Une seule fois les mêmes matières actives sur la parcelle

En cas de très fortes infestations de coquelicots et autres dicotylédones, certains herbicides composés de mésotrione comme Calliprime Xpra sont aussi possibles à l’automne en pré-levée. Contre les autres dicotylédones, les passages sont surtout à réaliser en post-levée avec Allié SX à 10-15 g/ha (metsulfuron-méthyle). Il s’emploie seul ou associé à Gratil 10 g/ha (amidosulfuron) en cas de gaillet, fumeterre ou encore avec Chekker à 0,2 kg/ha (iodosulfuron-méthyl-sodium). « Cependant, Allié peut s’appliquer en situation froide, jusqu’à 0°C et agit longuement avec une efficacité intéressante », indique Benoît Normand. À noter, en termes d’homologation, Allié est à appliquer une fois par an et par parcelle. S’il est positionné au printemps au stade 10 cm du lin, la dose maximale d’utilisation est de 15 g/ha pour les applications d’automne et de 25 g/ha pour les applications de printemps. Dans tous les cas, le fractionnement n’est pas possible.

Outre ces produits foliaires, lorsque le lin atteint 7-10 cm de haut, Arvalis recommande de la bentazone contenue dans Basagran SG (0,4 kg/ha). Cet herbicide peut être associé à du MCPA avec Metiss (0,2l/ha) sur végétation poussante.

Retrouvez tous les conseils dans le webinaire Les essentiels du lin fibre 2024 sur arvalis.fr et Arvalis TV (youtube)

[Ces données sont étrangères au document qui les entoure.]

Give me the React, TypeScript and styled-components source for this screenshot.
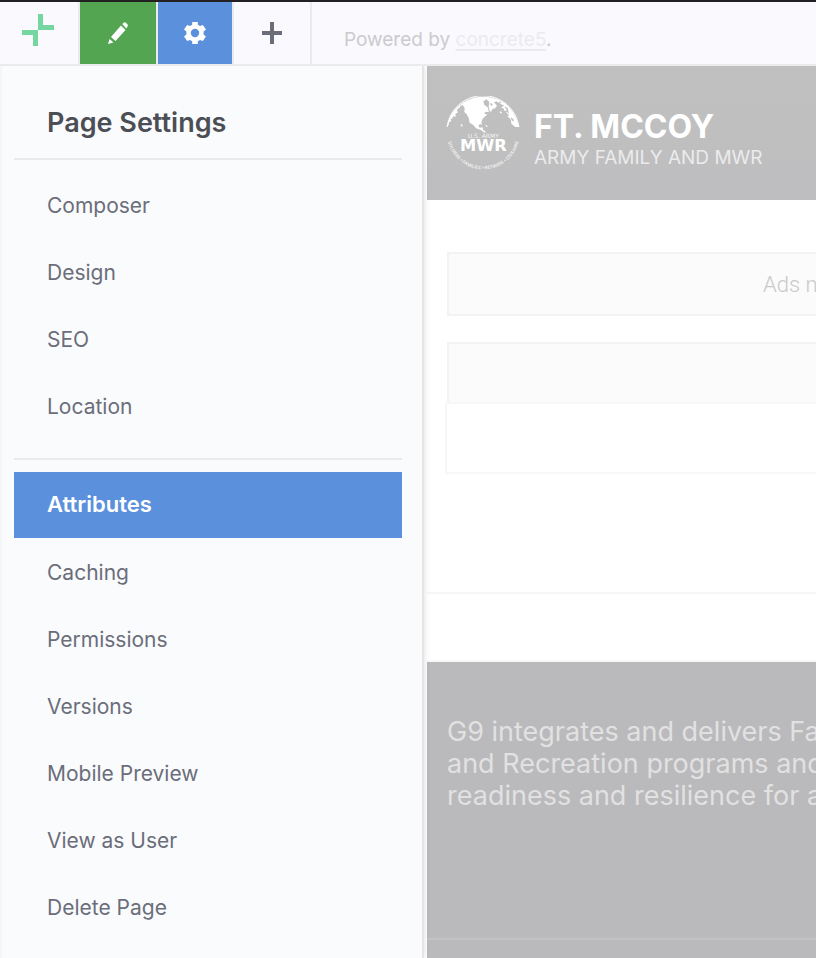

Date de semis du lin : gare au gel !

Le lin d’hiver est sensible aux températures négatives dès -5 à -7°C. Cependant, il résiste jusqu’à -13°C environ à condition que le froid s’installe progressivement. Dans ce cas, la plante doit être bien enracinée et mesurer au maximum 5 à 7 cm en entrée d’hiver. Si le lin dépasse 10 cm, il entre en phase d’élongation. Alors, ses cellules se gorgent d’eau et dès les gelées, il casse. Ainsi, en s’appuyant sur les dates de gel observées entre le 1er octobre et 1er mars de 2003 à 2023, Arvalis recommande deux périodes de semis. Pour les secteurs Falaise, Neubourg, Sud Eure, Picardie, Nord…, le semis est à effectuer du 25 septembre au 15 octobre car l’arrivée du gel est précoce (à partir du 15 décembre). Pour les secteurs en bordure maritime, Arvalis préconise de semer du 10 et 25 octobre.